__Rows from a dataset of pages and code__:

━━━━━━━━━━━━━━━━━━━━

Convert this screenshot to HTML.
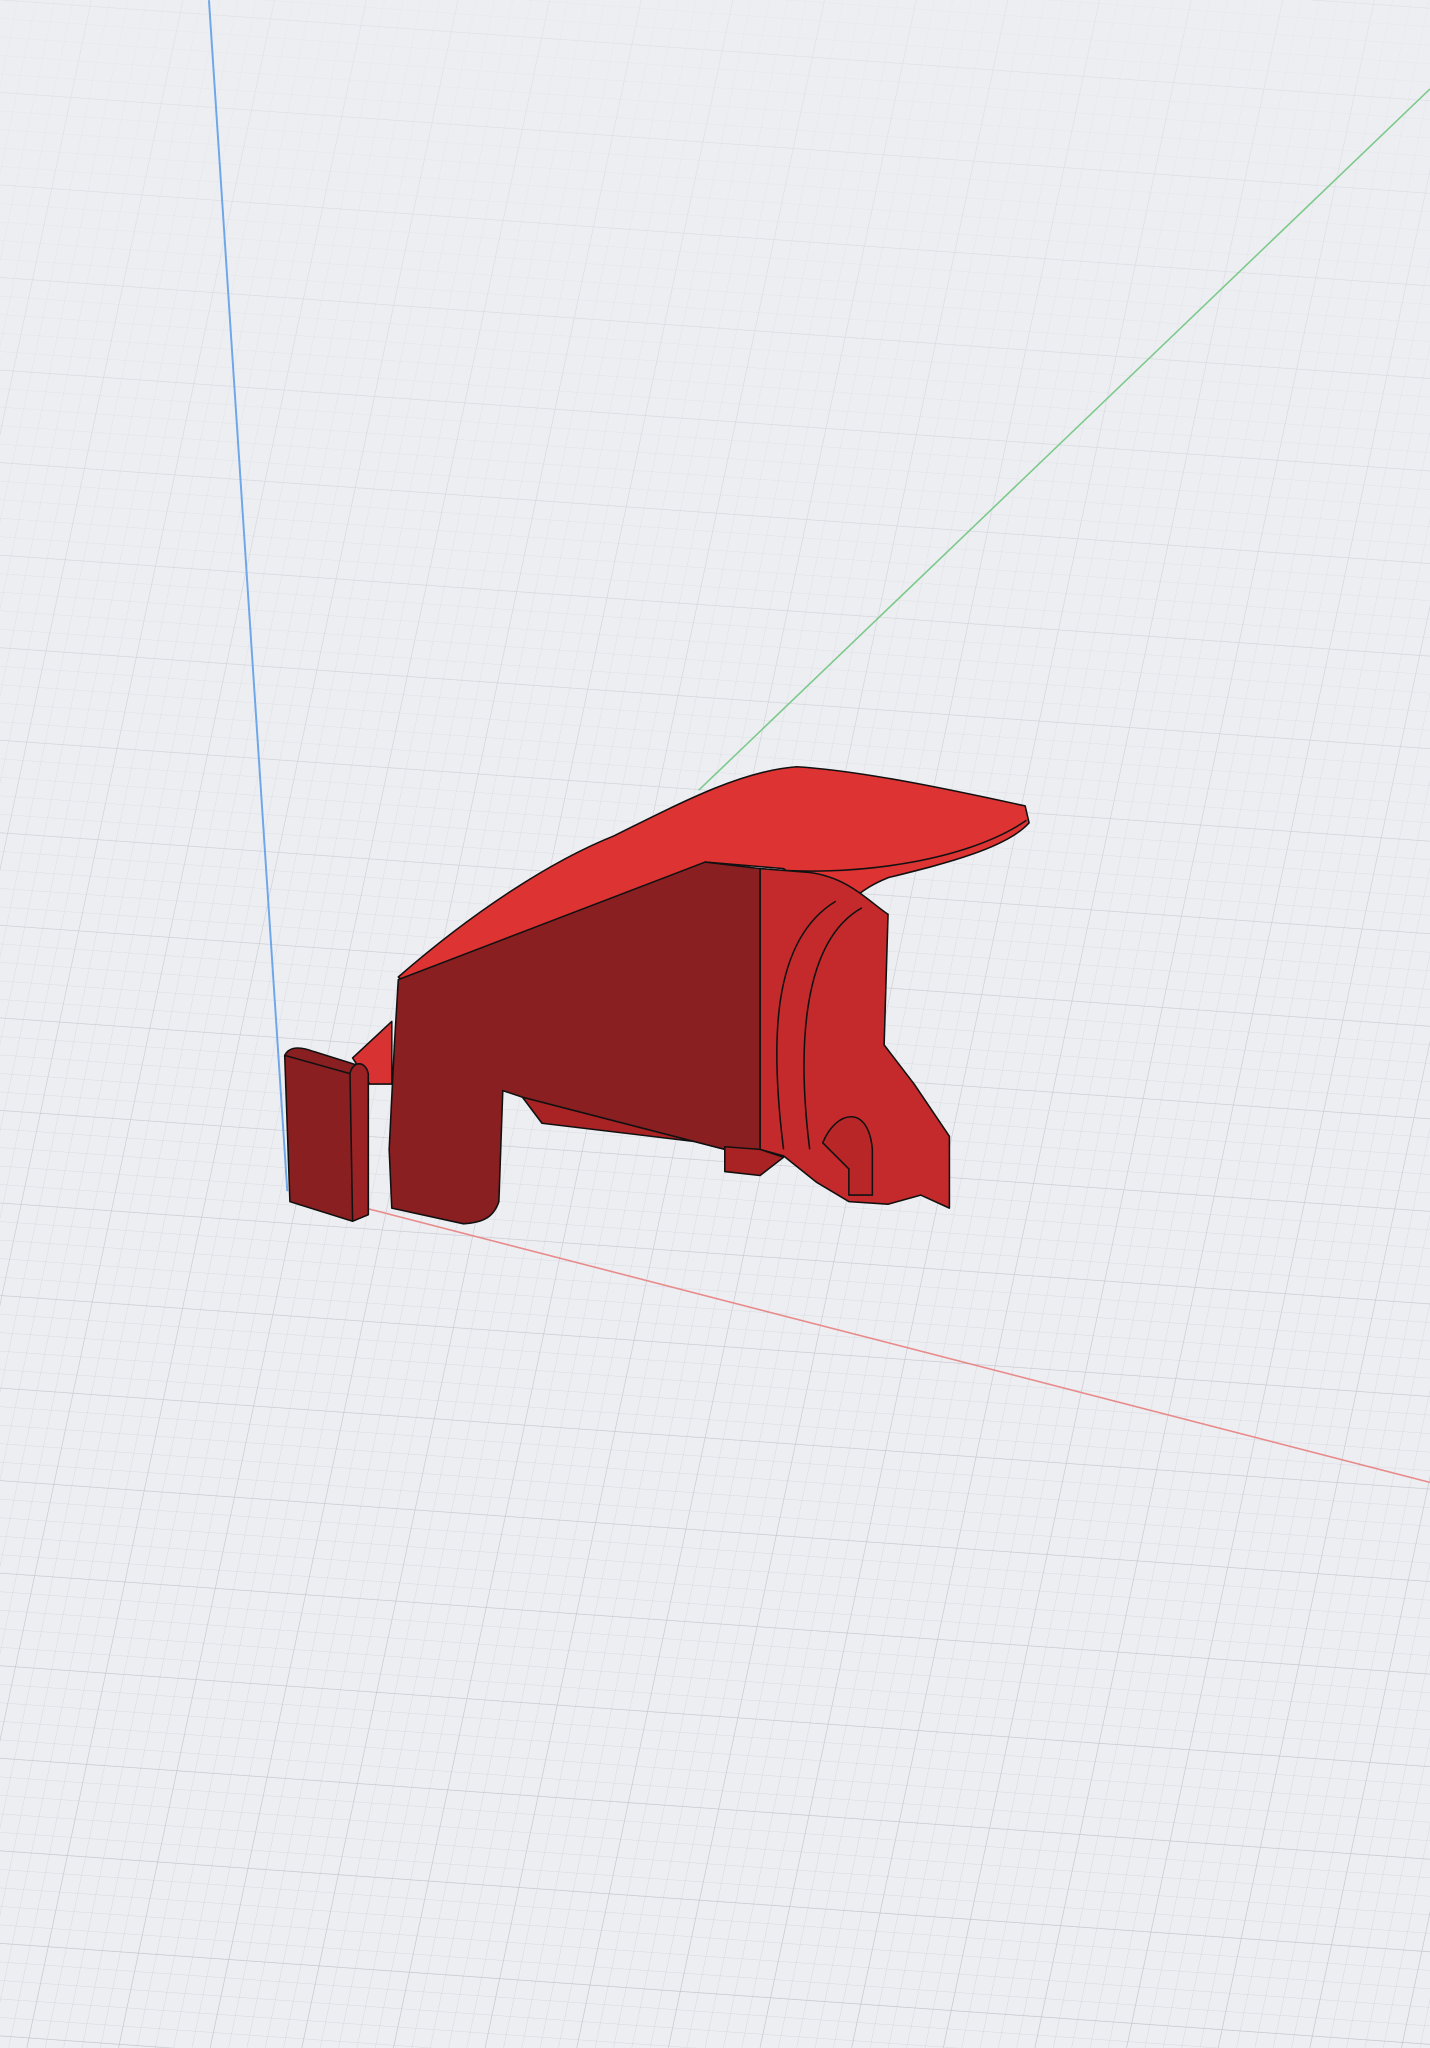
<!DOCTYPE html>
<html><head><meta charset="utf-8"><style>
html,body{margin:0;padding:0;background:#edeef2;}
svg{display:block}
</style></head><body>
<svg width="1430" height="2048" viewBox="0 0 1095 1568" xmlns="http://www.w3.org/2000/svg">
<defs>
<pattern id="g" width="14" height="14" patternUnits="userSpaceOnUse" patternTransform="skewX(-8) rotate(4)">
<path d="M14 0V14M0 14H14" stroke="#cfd1d8" stroke-width="0.6" fill="none"/>
</pattern>
<pattern id="G" width="70" height="70" patternUnits="userSpaceOnUse" patternTransform="skewX(-8) rotate(4)">
<path d="M70 0V70M0 70H70" stroke="#c2c4cc" stroke-width="0.9" fill="none"/>
</pattern>
<linearGradient id="fade" x1="0" y1="0" x2="0" y2="1">
<stop offset="0" stop-color="#edeef2" stop-opacity="0.7"/>
<stop offset="0.5" stop-color="#edeef2" stop-opacity="0.2"/>
<stop offset="1" stop-color="#edeef2" stop-opacity="0"/>
</linearGradient>
</defs>
<rect width="1095" height="1568" fill="#edeef2"/>
<rect width="1095" height="1568" fill="url(#g)"/>
<rect width="1095" height="1568" fill="url(#G)"/>
<rect width="1095" height="1568" fill="url(#fade)"/>
<line x1="160" y1="0" x2="220" y2="912" stroke="#6ea6ea" stroke-width="1.5"/>
<line x1="1095" y1="68" x2="535" y2="605" stroke="#7cc98a" stroke-width="1.2"/>
<line x1="280" y1="925" x2="1095" y2="1135" stroke="#e88a8a" stroke-width="1.2"/>
<g stroke="#111" stroke-width="1.2" stroke-linejoin="round">
<!-- top surface -->
<path d="M305 748 C360 700 420 660 470 640 C530 610 570 590 610 587 C660 590 730 605 785 617 L788 630 C770 650 720 662 680 672 C660 680 650 690 645 700 L600 665 L540 660 L310 752 Z" fill="#de3333"/>
<path d="M582 665 C650 672 740 660 786 628" fill="none"/>
<!-- right part -->
<path d="M582 665 L620 668 C650 672 665 690 680 700 L677 800 L700 830 L727 870 L727 925 L705 915 L680 922 L650 920 L625 905 L600 885 L582 880 Z" fill="#c42a2b"/>
<path d="M600 880 C590 800 590 720 640 690" fill="none"/>
<path d="M620 880 C610 800 615 720 660 695" fill="none"/>
<path d="M630 875 C640 850 665 845 668 880 L668 915 L650 915 L650 895 Z" fill="#b82628"/>
<!-- bottom strip -->
<path d="M400 840 L555 880 L555 897 L582 900 L600 886 L582 880 L415 860 Z" fill="#a92325"/>
<!-- dark front face -->
<path d="M305 750 L540 660 L582 665 L582 880 L555 878 L555 880 L400 840 L385 835 L382 920 C378 932 370 936 355 937 L300 925 L298 880 L302 800 Z" fill="#8a1f21"/>
<!-- left tab -->
<path d="M300 782 L270 810 L283 830 L300 830 Z" fill="#d83232"/>
<path d="M218 808 C222 800 232 802 240 805 L272 815 L282 830 L282 930 L270 935 L222 920 Z" fill="#8a1f21"/>
<path d="M218 808 L268 822" fill="none"/>
<path d="M268 822 C270 812 280 812 282 822 L282 930 L270 935 Z" fill="#9b2224"/>
</g>
</svg>
</body></html>
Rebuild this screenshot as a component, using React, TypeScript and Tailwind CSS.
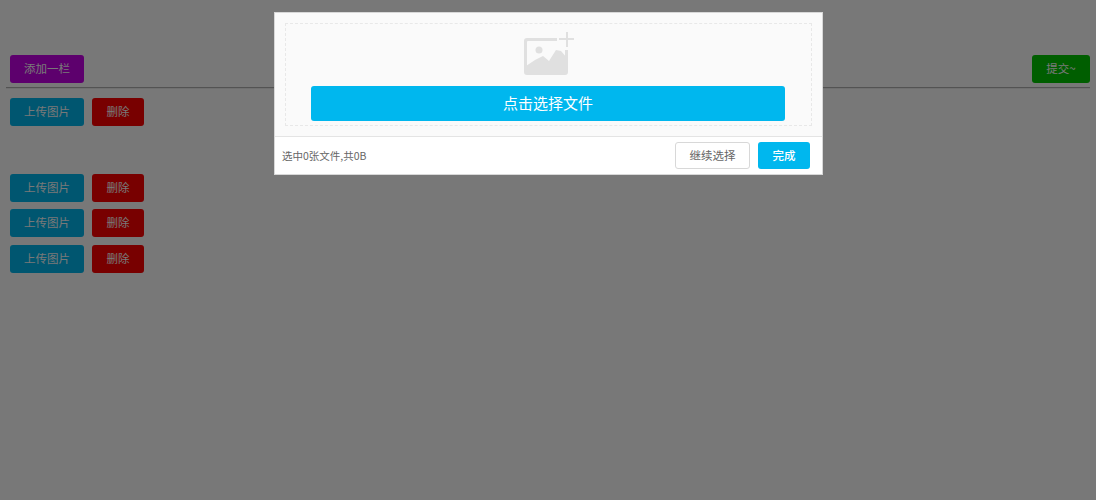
const font = { fontFamily: '"Noto Sans CJK SC", "Open Sans", sans-serif' };

function ImageAddIcon() {
  return (
    <svg width="52" height="45" viewBox="0 0 52 45" className="block" fill="#e0e0e0">
      {/* frame, open at the top right for the plus */}
      <path d="M4 6H34V9H5A1 1 0 0 0 4 10V39A1 1 0 0 0 5 40H41A1 1 0 0 0 42 39V18H45V40A3 3 0 0 1 42 43H4A3 3 0 0 1 1 40V9A3 3 0 0 1 4 6Z" />
      <circle cx="16" cy="18" r="3.500" />
      <path d="M3 34L12 28L20 24L26 29L33 18L38 19L44 26V41H3Z" />
      <rect x="36" y="6" width="15" height="2" />
      <rect x="43" y="0" width="2" height="15" />
    </svg>
  );
}

function Btn({ bg, w, children }: { bg: string; w: string; children: React.ReactNode }) {
  return (
    <button className={`${bg} ${w} h-[28px] rounded-[3px] text-[11.500px] text-white`}>{children}</button>
  );
}

function UploadRow() {
  return (
    <div className="flex gap-2">
      <Btn bg="bg-[#00b7ee]" w="w-[74px]">上传图片</Btn>
      <Btn bg="bg-[#ff0000]" w="w-[52px]">删除</Btn>
    </div>
  );
}

export default function App() {
  return (
    <div className="relative h-[500px] w-[1096px] overflow-hidden bg-white" style={font}>
      <div className="pl-[10px] pr-[6px] pt-[55px]">
        <div className="flex justify-between">
          <Btn bg="bg-[#c600e7]" w="w-[74px]">添加一栏</Btn>
          <Btn bg="bg-[#00c800]" w="w-[58px]">提交~</Btn>
        </div>
        <div className="-ml-1 mt-1 border-t border-b border-t-[#b0b0b0] border-b-[#eeeeee]" />
        <div className="mt-[9px]"><UploadRow /></div>
        <div className="mt-[48px] flex flex-col gap-[7px]">
          <UploadRow />
          <UploadRow />
          <div className="mt-[1px]"><UploadRow /></div>
        </div>
      </div>

      {/* dimmed backdrop */}
      <div className="absolute inset-0 bg-black/[.53]" />

      {/* upload dialog */}
      <div className="absolute left-[274px] top-[12px] w-[549px] border border-[#d8d8d8] bg-white">
        <div className="bg-[#fafafa] p-[10px]">
          <div className="flex h-[103px] flex-col items-center border border-dashed border-[#e8e8e8] pt-[8px]">
            <ImageAddIcon />
            <button className="mr-[1px] mt-[9px] h-[35px] w-[474px] rounded-[3px] bg-[#00b7ee] text-[15px] text-white">
              点击选择文件
            </button>
          </div>
        </div>
        <div className="flex h-[38px] items-center justify-between border-t border-[#e4e4e4] pl-[7px] pr-[12px]">
          <span className="text-[10.500px] text-[#666666]">选中0张文件,共0B</span>
          <div className="flex gap-2">
            <button className="h-[27px] w-[75px] rounded-[3px] border border-[#d8d8d8] bg-white text-[11.500px] text-[#666666]">
              继续选择
            </button>
            <button className="h-[27px] w-[52px] rounded-[3px] bg-[#00b7ee] text-[11.500px] font-medium text-white">完成</button>
          </div>
        </div>
      </div>
    </div>
  );
}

━━━━━━━━━━━━━━━━━━━━

__What to work on__: Every line of the data above should be quoted exactly. Omit the pictures.

__Written response__:
Convert this screenshot to HTML.
<!DOCTYPE html>
<html><head><meta charset="utf-8"><style>
html,body{margin:0;padding:0;background:#edeef2;}
svg{display:block}
</style></head><body>
<svg width="1430" height="2048" viewBox="0 0 1095 1568" xmlns="http://www.w3.org/2000/svg">
<defs>
<pattern id="g" width="14" height="14" patternUnits="userSpaceOnUse" patternTransform="skewX(-8) rotate(4)">
<path d="M14 0V14M0 14H14" stroke="#cfd1d8" stroke-width="0.6" fill="none"/>
</pattern>
<pattern id="G" width="70" height="70" patternUnits="userSpaceOnUse" patternTransform="skewX(-8) rotate(4)">
<path d="M70 0V70M0 70H70" stroke="#c2c4cc" stroke-width="0.9" fill="none"/>
</pattern>
<linearGradient id="fade" x1="0" y1="0" x2="0" y2="1">
<stop offset="0" stop-color="#edeef2" stop-opacity="0.7"/>
<stop offset="0.5" stop-color="#edeef2" stop-opacity="0.2"/>
<stop offset="1" stop-color="#edeef2" stop-opacity="0"/>
</linearGradient>
</defs>
<rect width="1095" height="1568" fill="#edeef2"/>
<rect width="1095" height="1568" fill="url(#g)"/>
<rect width="1095" height="1568" fill="url(#G)"/>
<rect width="1095" height="1568" fill="url(#fade)"/>
<line x1="160" y1="0" x2="220" y2="912" stroke="#6ea6ea" stroke-width="1.5"/>
<line x1="1095" y1="68" x2="535" y2="605" stroke="#7cc98a" stroke-width="1.2"/>
<line x1="280" y1="925" x2="1095" y2="1135" stroke="#e88a8a" stroke-width="1.2"/>
<g stroke="#111" stroke-width="1.2" stroke-linejoin="round">
<!-- top surface -->
<path d="M305 748 C360 700 420 660 470 640 C530 610 570 590 610 587 C660 590 730 605 785 617 L788 630 C770 650 720 662 680 672 C660 680 650 690 645 700 L600 665 L540 660 L310 752 Z" fill="#de3333"/>
<path d="M582 665 C650 672 740 660 786 628" fill="none"/>
<!-- right part -->
<path d="M582 665 L620 668 C650 672 665 690 680 700 L677 800 L700 830 L727 870 L727 925 L705 915 L680 922 L650 920 L625 905 L600 885 L582 880 Z" fill="#c42a2b"/>
<path d="M600 880 C590 800 590 720 640 690" fill="none"/>
<path d="M620 880 C610 800 615 720 660 695" fill="none"/>
<path d="M630 875 C640 850 665 845 668 880 L668 915 L650 915 L650 895 Z" fill="#b82628"/>
<!-- bottom strip -->
<path d="M400 840 L555 880 L555 897 L582 900 L600 886 L582 880 L415 860 Z" fill="#a92325"/>
<!-- dark front face -->
<path d="M305 750 L540 660 L582 665 L582 880 L555 878 L555 880 L400 840 L385 835 L382 920 C378 932 370 936 355 937 L300 925 L298 880 L302 800 Z" fill="#8a1f21"/>
<!-- left tab -->
<path d="M300 782 L270 810 L283 830 L300 830 Z" fill="#d83232"/>
<path d="M218 808 C222 800 232 802 240 805 L272 815 L282 830 L282 930 L270 935 L222 920 Z" fill="#8a1f21"/>
<path d="M218 808 L268 822" fill="none"/>
<path d="M268 822 C270 812 280 812 282 822 L282 930 L270 935 Z" fill="#9b2224"/>
</g>
</svg>
</body></html>
Rebuild this screenshot as a component, using React, TypeScript and Tailwind CSS.
const font = { fontFamily: '"Noto Sans CJK SC", "Open Sans", sans-serif' };

function ImageAddIcon() {
  return (
    <svg width="52" height="45" viewBox="0 0 52 45" className="block" fill="#e0e0e0">
      {/* frame, open at the top right for the plus */}
      <path d="M4 6H34V9H5A1 1 0 0 0 4 10V39A1 1 0 0 0 5 40H41A1 1 0 0 0 42 39V18H45V40A3 3 0 0 1 42 43H4A3 3 0 0 1 1 40V9A3 3 0 0 1 4 6Z" />
      <circle cx="16" cy="18" r="3.500" />
      <path d="M3 34L12 28L20 24L26 29L33 18L38 19L44 26V41H3Z" />
      <rect x="36" y="6" width="15" height="2" />
      <rect x="43" y="0" width="2" height="15" />
    </svg>
  );
}

function Btn({ bg, w, children }: { bg: string; w: string; children: React.ReactNode }) {
  return (
    <button className={`${bg} ${w} h-[28px] rounded-[3px] text-[11.500px] text-white`}>{children}</button>
  );
}

function UploadRow() {
  return (
    <div className="flex gap-2">
      <Btn bg="bg-[#00b7ee]" w="w-[74px]">上传图片</Btn>
      <Btn bg="bg-[#ff0000]" w="w-[52px]">删除</Btn>
    </div>
  );
}

export default function App() {
  return (
    <div className="relative h-[500px] w-[1096px] overflow-hidden bg-white" style={font}>
      <div className="pl-[10px] pr-[6px] pt-[55px]">
        <div className="flex justify-between">
          <Btn bg="bg-[#c600e7]" w="w-[74px]">添加一栏</Btn>
          <Btn bg="bg-[#00c800]" w="w-[58px]">提交~</Btn>
        </div>
        <div className="-ml-1 mt-1 border-t border-b border-t-[#b0b0b0] border-b-[#eeeeee]" />
        <div className="mt-[9px]"><UploadRow /></div>
        <div className="mt-[48px] flex flex-col gap-[7px]">
          <UploadRow />
          <UploadRow />
          <div className="mt-[1px]"><UploadRow /></div>
        </div>
      </div>

      {/* dimmed backdrop */}
      <div className="absolute inset-0 bg-black/[.53]" />

      {/* upload dialog */}
      <div className="absolute left-[274px] top-[12px] w-[549px] border border-[#d8d8d8] bg-white">
        <div className="bg-[#fafafa] p-[10px]">
          <div className="flex h-[103px] flex-col items-center border border-dashed border-[#e8e8e8] pt-[8px]">
            <ImageAddIcon />
            <button className="mr-[1px] mt-[9px] h-[35px] w-[474px] rounded-[3px] bg-[#00b7ee] text-[15px] text-white">
              点击选择文件
            </button>
          </div>
        </div>
        <div className="flex h-[38px] items-center justify-between border-t border-[#e4e4e4] pl-[7px] pr-[12px]">
          <span className="text-[10.500px] text-[#666666]">选中0张文件,共0B</span>
          <div className="flex gap-2">
            <button className="h-[27px] w-[75px] rounded-[3px] border border-[#d8d8d8] bg-white text-[11.500px] text-[#666666]">
              继续选择
            </button>
            <button className="h-[27px] w-[52px] rounded-[3px] bg-[#00b7ee] text-[11.500px] font-medium text-white">完成</button>
          </div>
        </div>
      </div>
    </div>
  );
}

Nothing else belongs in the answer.